» TASK TO COMPLETE
Reproduce exactly the opening lines of the listing, stopping after the line that contains "['指数', '1日表现', '5日表现', '10日表现', '20日表现', '今年迄今表现'];" and including it.

» MATERIAL PROVIDED
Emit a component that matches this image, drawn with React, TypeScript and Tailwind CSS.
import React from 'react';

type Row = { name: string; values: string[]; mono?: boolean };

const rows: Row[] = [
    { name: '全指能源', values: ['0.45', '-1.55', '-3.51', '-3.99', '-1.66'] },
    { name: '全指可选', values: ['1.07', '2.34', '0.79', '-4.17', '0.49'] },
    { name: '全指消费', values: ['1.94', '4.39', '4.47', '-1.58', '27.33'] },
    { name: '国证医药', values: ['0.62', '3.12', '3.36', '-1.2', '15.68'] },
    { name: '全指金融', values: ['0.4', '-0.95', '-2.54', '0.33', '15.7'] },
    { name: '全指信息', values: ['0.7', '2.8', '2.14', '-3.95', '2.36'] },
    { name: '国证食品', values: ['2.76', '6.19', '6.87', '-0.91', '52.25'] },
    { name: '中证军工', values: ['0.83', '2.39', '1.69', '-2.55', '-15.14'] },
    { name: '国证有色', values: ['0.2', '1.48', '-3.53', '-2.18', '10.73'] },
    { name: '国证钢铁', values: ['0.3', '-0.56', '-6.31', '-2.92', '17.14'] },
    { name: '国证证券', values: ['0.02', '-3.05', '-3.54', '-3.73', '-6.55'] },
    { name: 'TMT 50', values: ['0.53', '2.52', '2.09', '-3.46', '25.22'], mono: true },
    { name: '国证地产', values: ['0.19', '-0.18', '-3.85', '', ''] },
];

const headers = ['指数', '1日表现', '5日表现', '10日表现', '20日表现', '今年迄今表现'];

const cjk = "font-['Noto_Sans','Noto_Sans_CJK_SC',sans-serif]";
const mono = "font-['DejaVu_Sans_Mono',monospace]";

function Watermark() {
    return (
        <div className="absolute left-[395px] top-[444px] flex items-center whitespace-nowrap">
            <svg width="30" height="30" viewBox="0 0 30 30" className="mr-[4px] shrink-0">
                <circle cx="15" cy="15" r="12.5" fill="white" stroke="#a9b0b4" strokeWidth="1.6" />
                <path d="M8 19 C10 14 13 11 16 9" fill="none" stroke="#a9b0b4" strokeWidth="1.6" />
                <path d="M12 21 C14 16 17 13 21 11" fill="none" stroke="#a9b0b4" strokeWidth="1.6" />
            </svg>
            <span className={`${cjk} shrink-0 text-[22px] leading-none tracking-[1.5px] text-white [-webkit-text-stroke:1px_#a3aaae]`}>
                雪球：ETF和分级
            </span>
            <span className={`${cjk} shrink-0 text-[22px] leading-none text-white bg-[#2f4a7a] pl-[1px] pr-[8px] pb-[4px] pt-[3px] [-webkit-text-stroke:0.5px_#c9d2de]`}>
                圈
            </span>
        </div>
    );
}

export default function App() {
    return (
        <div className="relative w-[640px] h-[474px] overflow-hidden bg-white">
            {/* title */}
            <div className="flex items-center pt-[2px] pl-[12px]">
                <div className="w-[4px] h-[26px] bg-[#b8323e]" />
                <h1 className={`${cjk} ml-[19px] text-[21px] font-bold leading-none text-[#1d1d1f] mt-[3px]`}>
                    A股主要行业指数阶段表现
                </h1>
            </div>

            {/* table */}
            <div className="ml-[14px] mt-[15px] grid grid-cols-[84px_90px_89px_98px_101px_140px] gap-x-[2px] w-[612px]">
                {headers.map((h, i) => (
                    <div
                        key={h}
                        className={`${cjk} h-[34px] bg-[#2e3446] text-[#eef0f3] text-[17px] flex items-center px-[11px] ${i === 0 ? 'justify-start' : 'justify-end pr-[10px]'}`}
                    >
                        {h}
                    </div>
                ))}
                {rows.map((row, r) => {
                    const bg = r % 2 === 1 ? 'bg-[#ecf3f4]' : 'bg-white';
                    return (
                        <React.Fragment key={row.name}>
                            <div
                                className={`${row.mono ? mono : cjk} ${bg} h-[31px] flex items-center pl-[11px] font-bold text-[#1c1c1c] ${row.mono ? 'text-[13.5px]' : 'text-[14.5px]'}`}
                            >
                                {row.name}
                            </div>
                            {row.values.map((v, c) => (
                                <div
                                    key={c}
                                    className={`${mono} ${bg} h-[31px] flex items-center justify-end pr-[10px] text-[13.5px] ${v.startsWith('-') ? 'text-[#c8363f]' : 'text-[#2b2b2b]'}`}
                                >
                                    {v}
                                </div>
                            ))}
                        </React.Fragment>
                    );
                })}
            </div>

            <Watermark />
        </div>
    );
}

» CORRECT ANSWER
Emit a component that matches this image, drawn with React, TypeScript and Tailwind CSS.
import React from 'react';

type Row = { name: string; values: string[]; mono?: boolean };

const rows: Row[] = [
    { name: '全指能源', values: ['0.45', '-1.55', '-3.51', '-3.99', '-1.66'] },
    { name: '全指可选', values: ['1.07', '2.34', '0.79', '-4.17', '0.49'] },
    { name: '全指消费', values: ['1.94', '4.39', '4.47', '-1.58', '27.33'] },
    { name: '国证医药', values: ['0.62', '3.12', '3.36', '-1.2', '15.68'] },
    { name: '全指金融', values: ['0.4', '-0.95', '-2.54', '0.33', '15.7'] },
    { name: '全指信息', values: ['0.7', '2.8', '2.14', '-3.95', '2.36'] },
    { name: '国证食品', values: ['2.76', '6.19', '6.87', '-0.91', '52.25'] },
    { name: '中证军工', values: ['0.83', '2.39', '1.69', '-2.55', '-15.14'] },
    { name: '国证有色', values: ['0.2', '1.48', '-3.53', '-2.18', '10.73'] },
    { name: '国证钢铁', values: ['0.3', '-0.56', '-6.31', '-2.92', '17.14'] },
    { name: '国证证券', values: ['0.02', '-3.05', '-3.54', '-3.73', '-6.55'] },
    { name: 'TMT 50', values: ['0.53', '2.52', '2.09', '-3.46', '25.22'], mono: true },
    { name: '国证地产', values: ['0.19', '-0.18', '-3.85', '', ''] },
];

const headers = ['指数', '1日表现', '5日表现', '10日表现', '20日表现', '今年迄今表现'];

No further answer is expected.